If you were given this problem in, say, a Countdown Round at Mathcounts, you would probably realize that time is of the essence. So we need a way to quickly find the ratio of the two areas. Well, we could use an important principle in geometry: if the dimensions of any 2D shape are cut in half, then the area is 1/4 the original area. Notice that the diameter of a small circle is half the diameter of the large circle. So one of the smaller circles is 1/4 the area of the bigger circle! Combining the two smaller circles, we find the ratio 1/2 to be our final answer.

Math Problems, Probability Problems

Problem of the Day: 2/22/13

A display table at a store has 20 ties. A equal number contain red and blue, but 8 ties are striped red and blue. What is the probability of picking a tie with only red?

Solution to yesterday’s problem:

This is one of those problems that you just have to use your logic to solve. Math competitions like AMC and Mathcounts love these problems because they would require titanic effort to compute manually (calculating 105 factorial). In this case, you’ll need to find the number of spots in the expansion of the factorial (105 x 104 x …) where a zero is introduced.

Which digit would likely introduce a zero? Of course, any multiple of ten will add a zero to the end of the product. However, we also know that multiples of five can add a zero if the other number is even. Luckily, we know that the number will be even because we definitely multiply by an even number somewhere. So every multiple of five adds a zero – that’s 105/5 = 21 zeros.

However, we’re not finished yet! We need to account for the factor of 100. We know multiplying something by 100 adds 2 zeros to the product, and we only accounted for 1 of the zeros. So let’s just tack a zero on the end of our number, and we have a final answer of 22 zeros.

Math Problems, Number Theory Problems

Problem of the Day: 2/21/13

How many consecutive zeros are there at the end of the number 105! (105 factorial)?

Solution to yesterday’s problem:

If three of Kelly’s blocks makes a half mile, then one of those blocks must be one-sixth of a mile. Kelly can walk one-sixth of a mile in twenty minutes (admittedly slow, maybe she socializes). Logically this proportion works out to one mile in 120 minutes, or two hours.

Two of her friend’s blocks make up a mile, so one of those blocks is a half mile. Using the proportion from above, 1 mile per 2 hours, we reason that 1/2 mile will take Kelly 1 hour to walk.

Math Problems, Proportions Problems

Problem of the Day: 2/20/13

Kelly walks her dog around her block in 20 minutes. She knows that 3 of these blocks is half a mile. In how many minutes can she walk her dog around her friend’s block, two of which constitute a mile?

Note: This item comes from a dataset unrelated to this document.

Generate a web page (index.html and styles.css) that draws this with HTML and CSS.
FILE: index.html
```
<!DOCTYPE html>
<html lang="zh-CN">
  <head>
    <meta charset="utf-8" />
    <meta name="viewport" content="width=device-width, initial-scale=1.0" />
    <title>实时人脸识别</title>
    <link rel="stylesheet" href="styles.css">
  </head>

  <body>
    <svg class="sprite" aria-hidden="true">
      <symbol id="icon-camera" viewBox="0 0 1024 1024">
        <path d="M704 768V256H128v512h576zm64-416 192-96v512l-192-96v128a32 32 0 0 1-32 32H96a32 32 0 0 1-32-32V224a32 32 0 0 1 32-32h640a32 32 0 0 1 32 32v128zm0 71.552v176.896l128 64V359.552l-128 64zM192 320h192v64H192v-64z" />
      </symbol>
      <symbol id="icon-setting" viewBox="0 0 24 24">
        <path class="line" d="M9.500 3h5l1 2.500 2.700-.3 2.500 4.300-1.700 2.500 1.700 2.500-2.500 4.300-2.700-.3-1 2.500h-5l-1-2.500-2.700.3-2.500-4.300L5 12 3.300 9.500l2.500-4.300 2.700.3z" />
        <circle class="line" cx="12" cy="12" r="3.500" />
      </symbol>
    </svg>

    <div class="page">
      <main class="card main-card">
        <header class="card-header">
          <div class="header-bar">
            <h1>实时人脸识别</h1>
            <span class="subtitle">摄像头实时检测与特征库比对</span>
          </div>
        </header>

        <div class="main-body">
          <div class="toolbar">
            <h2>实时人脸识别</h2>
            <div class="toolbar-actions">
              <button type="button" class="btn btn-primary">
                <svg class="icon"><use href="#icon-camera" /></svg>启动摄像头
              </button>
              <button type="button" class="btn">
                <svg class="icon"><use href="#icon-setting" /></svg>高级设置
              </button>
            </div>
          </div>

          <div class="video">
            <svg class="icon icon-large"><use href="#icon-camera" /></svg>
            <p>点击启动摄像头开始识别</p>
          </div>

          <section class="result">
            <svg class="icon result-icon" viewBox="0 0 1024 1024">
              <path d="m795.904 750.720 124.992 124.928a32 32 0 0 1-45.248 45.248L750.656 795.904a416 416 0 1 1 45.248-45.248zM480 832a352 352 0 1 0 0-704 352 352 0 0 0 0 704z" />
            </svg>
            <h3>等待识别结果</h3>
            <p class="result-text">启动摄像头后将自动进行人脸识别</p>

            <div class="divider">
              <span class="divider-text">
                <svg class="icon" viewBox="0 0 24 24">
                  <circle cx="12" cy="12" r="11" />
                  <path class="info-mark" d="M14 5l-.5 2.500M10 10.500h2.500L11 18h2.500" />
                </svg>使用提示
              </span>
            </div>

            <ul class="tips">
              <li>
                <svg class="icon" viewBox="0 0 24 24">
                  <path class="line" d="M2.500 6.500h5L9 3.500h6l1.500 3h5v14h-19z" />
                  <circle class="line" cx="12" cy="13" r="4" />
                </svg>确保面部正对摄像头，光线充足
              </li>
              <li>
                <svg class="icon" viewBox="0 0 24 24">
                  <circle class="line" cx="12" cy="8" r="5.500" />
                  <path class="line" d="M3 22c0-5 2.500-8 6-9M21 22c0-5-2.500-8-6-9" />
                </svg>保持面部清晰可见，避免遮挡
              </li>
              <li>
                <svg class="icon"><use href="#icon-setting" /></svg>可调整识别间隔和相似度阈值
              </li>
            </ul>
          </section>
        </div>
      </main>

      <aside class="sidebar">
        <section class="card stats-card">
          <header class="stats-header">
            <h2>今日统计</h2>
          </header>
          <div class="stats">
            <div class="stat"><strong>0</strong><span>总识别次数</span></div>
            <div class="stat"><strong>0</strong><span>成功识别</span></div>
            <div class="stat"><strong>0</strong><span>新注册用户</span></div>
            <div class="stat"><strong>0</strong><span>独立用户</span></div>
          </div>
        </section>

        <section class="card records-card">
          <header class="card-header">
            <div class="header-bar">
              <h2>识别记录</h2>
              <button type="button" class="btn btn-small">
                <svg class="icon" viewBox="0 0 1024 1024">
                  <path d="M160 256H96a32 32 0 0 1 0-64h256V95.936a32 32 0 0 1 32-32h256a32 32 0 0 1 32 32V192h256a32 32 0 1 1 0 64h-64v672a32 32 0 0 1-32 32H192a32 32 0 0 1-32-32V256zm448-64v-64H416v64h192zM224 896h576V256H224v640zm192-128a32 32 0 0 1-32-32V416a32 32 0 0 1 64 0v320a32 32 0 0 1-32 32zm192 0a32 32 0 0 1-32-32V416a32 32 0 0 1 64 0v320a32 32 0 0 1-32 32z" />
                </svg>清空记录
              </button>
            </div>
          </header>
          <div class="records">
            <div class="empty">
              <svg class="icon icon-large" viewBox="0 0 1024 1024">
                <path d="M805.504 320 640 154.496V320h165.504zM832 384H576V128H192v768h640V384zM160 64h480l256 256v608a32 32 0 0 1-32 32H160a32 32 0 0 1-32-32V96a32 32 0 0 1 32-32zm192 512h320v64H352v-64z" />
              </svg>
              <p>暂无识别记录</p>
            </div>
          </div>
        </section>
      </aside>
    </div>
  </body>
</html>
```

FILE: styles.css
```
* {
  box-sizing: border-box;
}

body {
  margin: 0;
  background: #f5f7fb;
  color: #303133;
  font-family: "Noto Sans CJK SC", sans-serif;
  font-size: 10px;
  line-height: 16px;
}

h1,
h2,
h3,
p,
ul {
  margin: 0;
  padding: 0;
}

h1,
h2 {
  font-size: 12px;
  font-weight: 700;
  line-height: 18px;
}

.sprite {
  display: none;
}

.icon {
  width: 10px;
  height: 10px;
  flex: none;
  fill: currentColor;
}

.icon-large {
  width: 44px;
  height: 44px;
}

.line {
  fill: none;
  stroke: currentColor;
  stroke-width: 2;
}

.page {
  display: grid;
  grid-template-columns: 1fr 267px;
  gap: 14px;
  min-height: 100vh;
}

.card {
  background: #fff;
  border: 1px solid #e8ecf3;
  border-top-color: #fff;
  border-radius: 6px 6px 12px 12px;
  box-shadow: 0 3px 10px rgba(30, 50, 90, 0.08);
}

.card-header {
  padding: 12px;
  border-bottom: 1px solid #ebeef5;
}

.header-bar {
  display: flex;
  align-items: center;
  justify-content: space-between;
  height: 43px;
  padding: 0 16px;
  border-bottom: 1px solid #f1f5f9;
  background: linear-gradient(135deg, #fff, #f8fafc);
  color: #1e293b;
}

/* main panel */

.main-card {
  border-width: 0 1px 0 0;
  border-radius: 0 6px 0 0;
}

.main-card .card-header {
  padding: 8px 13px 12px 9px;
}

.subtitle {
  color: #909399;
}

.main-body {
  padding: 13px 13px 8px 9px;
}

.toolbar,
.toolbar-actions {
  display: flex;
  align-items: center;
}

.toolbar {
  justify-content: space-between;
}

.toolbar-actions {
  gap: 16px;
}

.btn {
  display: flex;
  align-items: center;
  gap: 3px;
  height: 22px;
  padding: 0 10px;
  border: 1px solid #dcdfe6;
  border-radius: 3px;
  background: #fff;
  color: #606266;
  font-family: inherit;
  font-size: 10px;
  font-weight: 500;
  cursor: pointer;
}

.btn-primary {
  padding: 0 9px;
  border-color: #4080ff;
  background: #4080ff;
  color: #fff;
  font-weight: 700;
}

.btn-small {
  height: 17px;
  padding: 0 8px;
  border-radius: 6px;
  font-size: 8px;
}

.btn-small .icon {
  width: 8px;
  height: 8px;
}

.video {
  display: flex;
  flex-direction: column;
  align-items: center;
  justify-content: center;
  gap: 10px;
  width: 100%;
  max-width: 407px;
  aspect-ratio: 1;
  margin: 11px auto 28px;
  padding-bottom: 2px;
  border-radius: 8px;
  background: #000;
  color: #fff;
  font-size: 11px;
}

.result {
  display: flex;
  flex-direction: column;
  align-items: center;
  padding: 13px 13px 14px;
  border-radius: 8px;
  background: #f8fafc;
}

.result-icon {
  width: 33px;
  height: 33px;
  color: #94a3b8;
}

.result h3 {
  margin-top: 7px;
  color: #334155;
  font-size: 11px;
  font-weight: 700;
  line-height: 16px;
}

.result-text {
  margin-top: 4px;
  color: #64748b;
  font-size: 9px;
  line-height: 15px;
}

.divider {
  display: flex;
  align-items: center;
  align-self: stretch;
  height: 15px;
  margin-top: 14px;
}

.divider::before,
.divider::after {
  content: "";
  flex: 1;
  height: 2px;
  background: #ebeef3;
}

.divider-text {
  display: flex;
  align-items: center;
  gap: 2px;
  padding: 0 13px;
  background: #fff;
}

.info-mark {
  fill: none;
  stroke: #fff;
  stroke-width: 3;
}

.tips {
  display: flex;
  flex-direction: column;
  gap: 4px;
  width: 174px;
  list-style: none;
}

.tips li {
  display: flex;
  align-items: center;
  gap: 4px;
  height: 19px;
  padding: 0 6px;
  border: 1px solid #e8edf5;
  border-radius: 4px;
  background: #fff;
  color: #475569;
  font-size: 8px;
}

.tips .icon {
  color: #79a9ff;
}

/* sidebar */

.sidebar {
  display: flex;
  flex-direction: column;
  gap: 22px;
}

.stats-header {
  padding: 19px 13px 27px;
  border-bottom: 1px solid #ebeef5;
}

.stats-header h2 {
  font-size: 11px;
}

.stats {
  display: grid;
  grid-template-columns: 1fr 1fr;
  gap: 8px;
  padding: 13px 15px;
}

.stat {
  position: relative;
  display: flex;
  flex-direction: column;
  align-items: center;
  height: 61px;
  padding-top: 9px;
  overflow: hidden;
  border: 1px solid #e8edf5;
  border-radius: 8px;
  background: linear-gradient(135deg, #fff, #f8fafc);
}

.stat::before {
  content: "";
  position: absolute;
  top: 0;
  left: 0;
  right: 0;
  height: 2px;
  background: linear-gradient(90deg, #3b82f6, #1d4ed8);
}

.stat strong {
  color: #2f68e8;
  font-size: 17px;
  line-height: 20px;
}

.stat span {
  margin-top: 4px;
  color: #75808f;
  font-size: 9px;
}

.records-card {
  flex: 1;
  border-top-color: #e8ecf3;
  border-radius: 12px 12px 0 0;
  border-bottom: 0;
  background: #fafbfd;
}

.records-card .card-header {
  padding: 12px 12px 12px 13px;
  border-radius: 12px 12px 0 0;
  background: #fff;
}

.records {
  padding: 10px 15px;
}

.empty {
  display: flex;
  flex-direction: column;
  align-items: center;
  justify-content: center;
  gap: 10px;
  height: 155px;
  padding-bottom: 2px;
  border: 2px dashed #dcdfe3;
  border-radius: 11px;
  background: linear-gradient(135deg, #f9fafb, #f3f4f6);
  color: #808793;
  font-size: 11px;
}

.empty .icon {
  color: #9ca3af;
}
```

Solution to yesterday’s problem:

Let’s represent the problem with two linear equations. The first one, the supply equation/curve, has a slope of 100,000 because that’s how many is added for each $1 increase. So we can write that equation as

y=100000x

The demand equation has a y-intercept of 1,000,000 because that’s how many people would get the product at price zero. The slope is -300,000 because 300,000 less people would get it for each $1 increase. So the demand equation is

y=-300000x+1000000

The point where supply and demand are equal is the intersection of these two lines. We can find this point by setting the two equations equal to each other:

100000x=-300000x+1000000

Solving this equation,

400000x=1000000

(Dividing by 100,000 to make the numbers a bit easier)

4x=10

x=2.5

So Company X should theoretically price Product X at exactly $2.50.